Wednesday, June 17, 2015

The Rhetoric of Egyptian Reaction

June 16, 2015. AP Photo

This upsetting photo of Ikhwan members sentenced to death by hanging dredged up a memory of another courtroom cage many years ago. In December 1999, on the Haikstep military base, 20 Ikhwan professionals were being tried in a military tribunal on charges of “infiltrating professional associations.” It was the first courtroom I’d ever been in, and what a strange one it was. A cage took up the entire left length of the room; all 20 men in it were dressed in spotless white gallabiyas. I remember Khaled Badawi, a loquacious lawyer and bar association activist, now a member of Dr. Mohamed Morsi’s legal team. Next to him was Mokhtar Nouh, a big personality who loved the limelight, now a rabid anti-Ikhwan propagandist. Mohamed Ali Bishr was there, the engineer who later became a governor then a minister during Morsi’s presidency and is now in prison. And usually sitting quietly deep inside the cage was Mohamed Badie, the veterinarian who became the Brothers’ General Guide in 2010 and who is now among those sentenced to death.


Family members and lawyers packed into uncomfortable wooden pews, made even more punishing by the December chill, and military policemen in red berets stood languidly in the aisles. On a dais sat the three military officers-cum-judges, headed by Gen. Ahmad al-Anwar, a ruddy-faced man who used to close his eyes in listening rapture when Khaled Badawi chanted a heartrending adhan from inside the cage. Once the proceedings were over for the day we would spill outdoors into the fading daylight, waiting for the military buses to transport us back to the base entrance. Standing somewhat apart from the crowd in his lawyerly black robes was the great Wafdist and true liberal Atef al-Banna, who was there to defend the 20 professionals on principle.

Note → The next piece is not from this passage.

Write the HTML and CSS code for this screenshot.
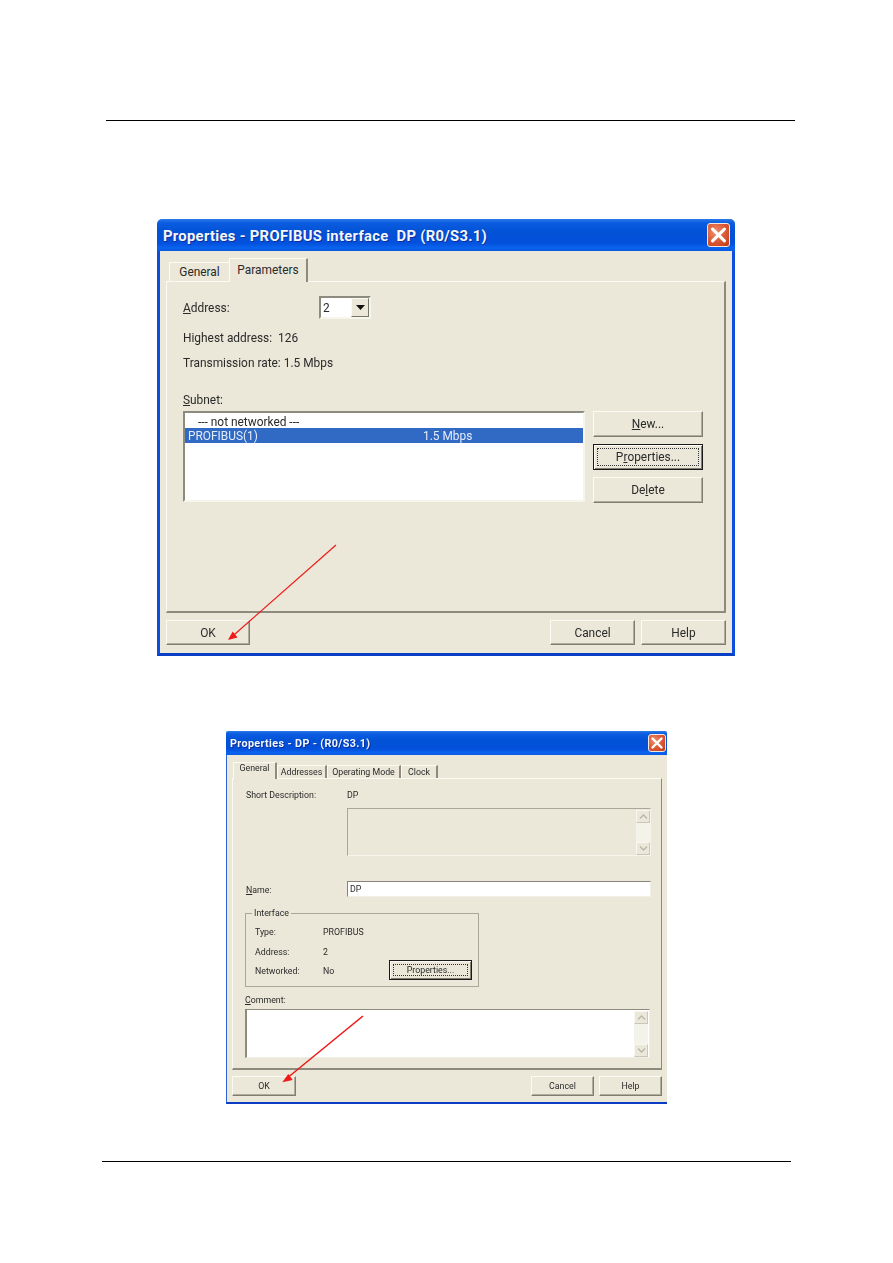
FILE: index.html
```html
<!DOCTYPE html>
<html lang="en">
<head>
<meta charset="utf-8">
<title>Properties</title>
<link rel="stylesheet" href="styles.css">
</head>
<body>
<main class="page">
  <hr class="rule rule-top">

  <section class="dialog dialog-lg">
    <header class="titlebar">
      <h2 class="title">Properties - PROFIBUS interface&nbsp; DP (R0/S3.1)</h2>
      <span class="close"><svg viewBox="0 0 16 16" class="close-x"><path d="M3.5 3.5l9 9M12.5 3.5l-9 9"/></svg></span>
    </header>
    <div class="client">
      <nav class="tabs">
        <span class="tab tab-general">General</span>
        <span class="tab tab-active tab-params">Parameters</span>
      </nav>
      <div class="panel">
        <div class="row row-address">
          <span class="label-address"><u>A</u>ddress:</span>
          <span class="select">
            <span class="select-value">2</span>
            <span class="select-btn"><svg viewBox="0 0 9 5" class="select-arrow"><path d="M0 0h9L4.500 5z"/></svg></span>
          </span>
        </div>
        <div class="row row-high">Highest address:&nbsp; 126</div>
        <div class="row row-rate">Transmission rate: 1.5 Mbps</div>
        <div class="row row-subnet"><span><u>S</u>ubnet:</span></div>
        <div class="subnet">
          <div class="listbox">
            <div class="item item-plain">--- not networked ---</div>
            <div class="item item-selected"><span class="item-name">PROFIBUS(1)</span><span>1.5 Mbps</span></div>
          </div>
          <div class="side-buttons">
            <button class="btn btn-side" type="button"><u>N</u>ew...</button>
            <button class="btn btn-side btn-focus" type="button"><span class="focus-ring">P<u>r</u>operties...</span></button>
            <button class="btn btn-side" type="button">De<u>l</u>ete</button>
          </div>
        </div>
      </div>
      <footer class="footer">
        <button class="btn btn-ok" type="button">OK</button>
        <div class="footer-right">
          <button class="btn btn-foot" type="button">Cancel</button>
          <button class="btn btn-foot" type="button">Help</button>
        </div>
      </footer>
    </div>
  </section>

  <section class="dialog dialog-sm">
    <header class="titlebar titlebar-sm">
      <h2 class="title title-sm">Properties - DP - (R0/S3.1)</h2>
      <span class="close close-sm"><svg viewBox="0 0 16 16" class="close-x"><path d="M3.500 3.500l9 9M12.500 3.500l-9 9"/></svg></span>
    </header>
    <div class="client client-sm">
      <nav class="tabs tabs-sm">
        <span class="tab tab-active t-general">General</span>
        <span class="tab t-addresses">Addresses</span>
        <span class="tab t-mode">Operating Mode</span>
        <span class="tab t-clock">Clock</span>
      </nav>
      <div class="panel panel-sm">
        <div class="line line-desc"><span class="line-label">Short Description:</span><span>DP</span></div>
        <div class="desc-box">
          <div class="scroll">
            <span class="scroll-btn"><svg viewBox="0 0 9 5" class="chev"><path d="M1 4.500l3.500-3.500 3.500 3.500"/></svg></span>
            <span class="scroll-btn"><svg viewBox="0 0 9 5" class="chev"><path d="M1 .5l3.500 3.500 3.500-3.500"/></svg></span>
          </div>
        </div>
        <div class="line line-name">
          <span class="line-label"><u>N</u>ame:</span>
          <span class="name-input">DP</span>
        </div>
        <div class="group">
          <span class="legend">Interface</span>
          <div class="group-row"><span class="group-label">Type:</span><span>PROFIBUS</span></div>
          <div class="group-row"><span class="group-label">Address:</span><span>2</span></div>
          <div class="group-row">
            <span class="group-label">Networked:</span><span>No</span>
            <button class="btn btn-focus btn-group" type="button"><span class="focus-ring">Properties...</span></button>
          </div>
        </div>
        <div class="line line-comment"><span><u>C</u>omment:</span></div>
        <div class="comment-box">
          <div class="scroll scroll-comment">
            <span class="scroll-btn"><svg viewBox="0 0 9 5" class="chev"><path d="M1 4.500l3.500-3.500 3.500 3.500"/></svg></span>
            <span class="scroll-btn"><svg viewBox="0 0 9 5" class="chev"><path d="M1 .5l3.500 3.500 3.500-3.500"/></svg></span>
          </div>
        </div>
      </div>
      <footer class="footer footer-sm">
        <button class="btn btn-ok-sm" type="button">OK</button>
        <div class="footer-right footer-right-sm">
          <button class="btn btn-foot-sm" type="button">Cancel</button>
          <button class="btn btn-foot-sm" type="button">Help</button>
        </div>
      </footer>
    </div>
  </section>

  <hr class="rule rule-bottom">

  <svg class="arrows" viewBox="0 0 893 1263" aria-hidden="true">
    <line class="arrow-line" x1="336" y1="545" x2="231" y2="637.500"/>
    <polygon class="arrow-head" points="228,640 237.500,637.500 232.700,631.500"/>
    <line class="arrow-line arrow-line-sm" x1="363" y1="1016" x2="286" y2="1079"/>
    <polygon class="arrow-head" points="282.300,1082.300 292.700,1080 288.300,1074"/>
  </svg>
</main>
</body>
</html>
```
FILE: styles.css
```css
* { box-sizing: border-box; }
html, body { margin: 0; padding: 0; background: #fff; }
.page {
  position: relative;
  width: 893px;
  height: 1263px;
  overflow: hidden;
  padding-top: 120px;
  font-family: Roboto, "Liberation Sans", Arial, sans-serif;
  color: #2a2a2a;
}
.rule { border: 0; height: 1px; background: #000; margin: 0; }
.rule-top { width: 689px; margin-left: 106px; }
.rule-bottom { width: 689px; margin-left: 102px; margin-top: 57px; }

/* Dialog shells */
.dialog { display: flex; flex-direction: column; background: #ebe8d9; font-size: 11.900px; filter: blur(.3px); }
.dialog-lg {
  width: 578px; height: 437px; margin-left: 157px; margin-top: 98px;
  border-radius: 5px 5px 0 0;
}
.dialog-sm {
  width: 441px; height: 373px; margin-left: 226px; margin-top: 75px;
  font-size: 8.800px;
}
.titlebar {
  height: 32px;
  display: flex; align-items: center; justify-content: space-between;
  padding: 0 5px 0 6px;
  border-radius: 5px 5px 0 0;
  background: linear-gradient(#2a7ae8 0, #0b5ce0 12%, #0252d6 40%, #0350dc 75%, #0a63ee 90%, #0a5ae0 100%);
}
.titlebar-sm { height: 24px; padding: 0 1px 0 4px; border-radius: 2px 2px 0 0; }
.title {
  margin: 2px 0 0; color: #f4f7fd; font-size: 14.800px; font-weight: 700; letter-spacing: .3px;
  white-space: pre; text-shadow: 1px 1px 0 #0b2f9a;
}
.title-sm { margin-top: 0; font-size: 10.800px; letter-spacing: .35px; }
.close {
  width: 23px; height: 24px; display: flex; align-items: center; justify-content: center;
  border: 1px solid #f3e8e0; border-radius: 3px;
  background: radial-gradient(circle at 35% 35%, #ef8f70 0, #dc5a35 50%, #bf3a18 100%);
}
.close-sm { width: 18px; height: 18px; }
.close-x { width: 100%; height: 100%; }
.close-x path { fill: none; stroke: #fff; stroke-width: 2.400; stroke-linecap: round; }
.client {
  flex: 1; display: flex; flex-direction: column;
  padding: 7px 6px 3px;
  border: 3px solid #0d4fdc; border-top: 0; border-bottom-color: #0a3ec4;
}
.client-sm {
  padding: 7px 5px 0 5px;
  border-width: 0 0 2px 1px; border-left-color: #2a62d8; border-bottom-color: #0b3cc4;
}

/* Tabs */
.tabs { display: flex; align-items: flex-end; height: 23px; padding-left: 3px; position: relative; z-index: 1; }
.tabs-sm { height: 16px; padding-left: 1px; }
.tab {
  display: flex; align-items: center; justify-content: center;
  border-top: 1px solid #fbfaf3; border-left: 1px solid #fbfaf3;
  border-right: 2px solid #8d8b7d;
  background: #ebe8d9;
}
.tab-general { width: 60px; height: 19px; border-right: 0; }
.tab-params { width: 79px; }
.tab-active { height: 24px; margin-bottom: -1px; border-radius: 1px 1px 0 0; align-items: flex-start; padding-top: 4px; }
.t-general { width: 44px; height: 17px; padding-top: 0; }
.t-addresses { width: 50px; height: 13px; }
.t-mode { width: 74px; height: 13px; }
.t-clock { width: 37px; height: 13px; }
.panel {
  height: 332px; padding: 14px 0 0 16px;
  border-top: 1px solid #fbfaf3; border-left: 1px solid #fbfaf3;
  border-right: 2px solid #8d8b7d; border-bottom: 2px solid #8d8b7d;
}
.panel-sm { height: 292px; padding: 7px 0 0 12px; border-right-width: 1px; }

/* Large dialog content */
.row { display: flex; align-items: center; height: 20px; }
.row-address { height: 23px; }
.label-address { width: 136px; }
.row-high { margin-top: 9px; }
.row-rate { margin-top: 5px; }
.row-subnet { margin-top: 17px; }
.select {
  width: 52px; height: 23px; display: flex; justify-content: space-between; align-items: center;
  background: #fff; padding: 0 0 0 2px;
  border: 2px solid; border-color: #8d8b7d #f6f5ec #f6f5ec #8d8b7d;
}
.select-btn {
  width: 18px; height: 19px; display: flex; align-items: center; justify-content: center;
  background: #ebe8d9; border: 1px solid; border-color: #fbfaf3 #77756a #77756a #fbfaf3;
}
.select-arrow { width: 9px; height: 5px; fill: #111; }
.subnet { display: flex; gap: 8px; margin-top: 1px; }
.listbox {
  width: 402px; height: 91px; background: #fff; padding-top: 0;
  border: 2px solid; border-color: #8d8b7d #f6f5ec #f6f5ec #8d8b7d;
}
.item { height: 15px; display: flex; align-items: center; white-space: pre; }
.item-plain { padding-top: 2px; padding-left: 13px; }
.item-selected { padding-top: 1px; background: #316ac5; color: #e4ecf8; padding-left: 3px; }
.item-name { width: 235px; }
.side-buttons { display: flex; flex-direction: column; gap: 7px; }
.btn {
  display: flex; align-items: center; justify-content: center;
  padding: 0; margin: 0; font: inherit; color: inherit;
  background: #ebe8d9;
  border: 1px solid; border-color: #fbfaf3 #7f7d70 #7f7d70 #fbfaf3;
  box-shadow: inset -1px -1px 0 #aeac9d;
}
.btn-side { width: 110px; height: 26px; }
.btn-focus { border-color: #1a1a1a; box-shadow: inset 1px 1px 0 #fbfaf3, inset -1px -1px 0 #7f7d70; }
.focus-ring {
  display: flex; align-items: center; justify-content: center;
  width: calc(100% - 6px); height: calc(100% - 6px);
  border: 1px dotted #333;
}
.footer { display: flex; justify-content: space-between; margin-top: 7px; }
.btn-ok { width: 84px; height: 25px; }
.footer-right { display: flex; gap: 6px; }
.btn-foot { width: 85px; height: 25px; }

/* Small dialog content */
.line { display: flex; align-items: center; height: 16px; }
.line-label { width: 102px; padding-left: 1px; padding-top: 2px; }
.line-desc span, .line-comment span, .group-row > span { padding-top: 2px; }
.line-desc { margin-top: 0; }
.desc-box {
  margin: 6px 0 0 102px; width: 304px; height: 48px;
  display: flex; justify-content: flex-end; padding: 1px 0 0;
  border: 1px solid; border-color: #a9a797 #f6f5ec #f6f5ec #a9a797;
}
.scroll {
  width: 14px; display: flex; flex-direction: column; justify-content: space-between;
  background: #f4f3ea; margin-bottom: 0;
}
.scroll-btn {
  height: 13px; display: flex; align-items: center; justify-content: center;
  background: #ebe8d9; border: 1px solid; border-color: #f9f8f0 #c9c7b8 #c9c7b8 #f9f8f0;
}
.chev { width: 9px; height: 5px; fill: none; stroke: #b8b6a8; stroke-width: 1.300; }
.line-name { margin-top: 25px; }
.name-input {
  width: 304px; height: 16px; background: #fff; display: flex; align-items: center; padding-left: 2px;
  border: 1px solid; border-color: #85837a #f0efe6 #f0efe6 #85837a;
}
.group {
  position: relative; width: 234px; height: 74px; margin-top: 16px;
  padding: 9px 6px 0 9px;
  border: 1px solid #a9a797;
  display: flex; flex-direction: column; gap: 3.500px;
}
.legend { position: absolute; left: 6px; top: -7px; padding: 0 2px; background: #ebe8d9; line-height: 12px; }
.group-row { display: flex; align-items: center; height: 16px; }
.group-label { width: 68px; }
.btn-group { width: 83px; height: 20px; margin-left: auto; flex: none; }
.line-comment { margin-top: 4px; }
.comment-box {
  width: 405px; height: 49px; margin-top: 2px; background: #fff;
  display: flex; justify-content: flex-end; padding: 1px 1px 0 0;
  border: 1px solid; border-color: #8d8b7d #f0efe6 #f0efe6 #8d8b7d; border-left-width: 2px;
}
.footer-sm { margin-top: 6px; }
.btn-ok-sm { width: 64px; height: 20px; }
.footer-right-sm { gap: 5px; }
.btn-foot-sm { width: 63px; height: 20px; }

/* Red arrows drawn over the screenshots */
.arrows { position: absolute; left: 0; top: 0; width: 893px; height: 1263px; pointer-events: none; }
.arrow-line { stroke: #f01818; stroke-width: 1.200; }
.arrow-line-sm { stroke-width: 1.500; }
.arrow-head { fill: #f01818; }
```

On the bus we shared a seat and a somber silence, as everyone else jabbered on as if we were heading back from a day trip.

That military trial was my first up-close encounter with the Egyptian state’s rhetoric. Up to that point I’d only read official speeches and pronouncements, but never seen what those ideas looked like in action. The entire set-up of a military tribunal to try civilian activists was simply political repression by legal means. The Mubarak regime started sending Muslim Brothers to military tribunals in 1995, to prevent them from making the gains in national polls that they had achieved in professional association elections. That was what the 1999 trial was about; the 20 defendants were sentenced to 3-5 years in prison, to cripple the Ikhwan from planning an effective election strategy in the 2000 general elections. In the event, 17 second-tier, mostly unknown Ikhwan members secured seats. The leader of this tiny parliamentary bloc was an obscure engineering professor from Sharqiyya named Mohamed Morsi.

Judging from Judge Shaaban al-Shamy’s statement yesterday before delivering his death sentences, the Egyptian state’s rhetoric doesn’t seem to have changed all that much from 1999, or 1954 for that matter. Shamy mouthed the tropes in use for decades by the police state to criminalize citizen political engagement. Since their founding in 1928, Shamy declaimed, the Ikhwan organization “had in its veins a mixture of religion and politics, outwardly professing religion but inwardly seeking politics.”

As usual, he cast the Muslim Brothers as a feral, conspiratorial force, forever seeking to “pounce on power even at the expense of the nation and people, encouraging bloodletting and conspiring with foreign organizations to realize its diabolic goals under the cloak of religion.”

What is new in Shamy’s little speech is accounting for the post-2011 novelty of mass mobilization. Here the commanders of the Egyptian state have simply appropriated the popular risings, passing over January 25th as if it didn’t happen and casting June 30th as a patriotic pro-state insurrection against the evil dividers of the organically unified nation. “On that day droves of this proud people poured forth all over the country to demand a strong, coherent society that does not exclude any of its sons, and ends the state of conflict and division.”

Egyptian reactionary thought has always been around, of course, but it took the 2011 revolution to gather it up into a semi-coherent doctrine. Egyptian reactionaries within the state, the crony business class, and segments of the middle and even working classes are constructing a worldview that equates political pluralism with chaos, defines power rotation as “bringing down the state,” and is offended, no, terrified by the political agency of the lower orders, especially when they dare to vote for parliamentary Islamists.

To historians, it’s old news that revolutions often end up crystallizing and formalizing reactionary orders. But for the rest of us who so hoped never again to see political activists in a courtroom, it’s an enduring source of grief.


*The title of this post is inspired by Albert Hirschman’s luminous book dissecting centuries of conservative thought.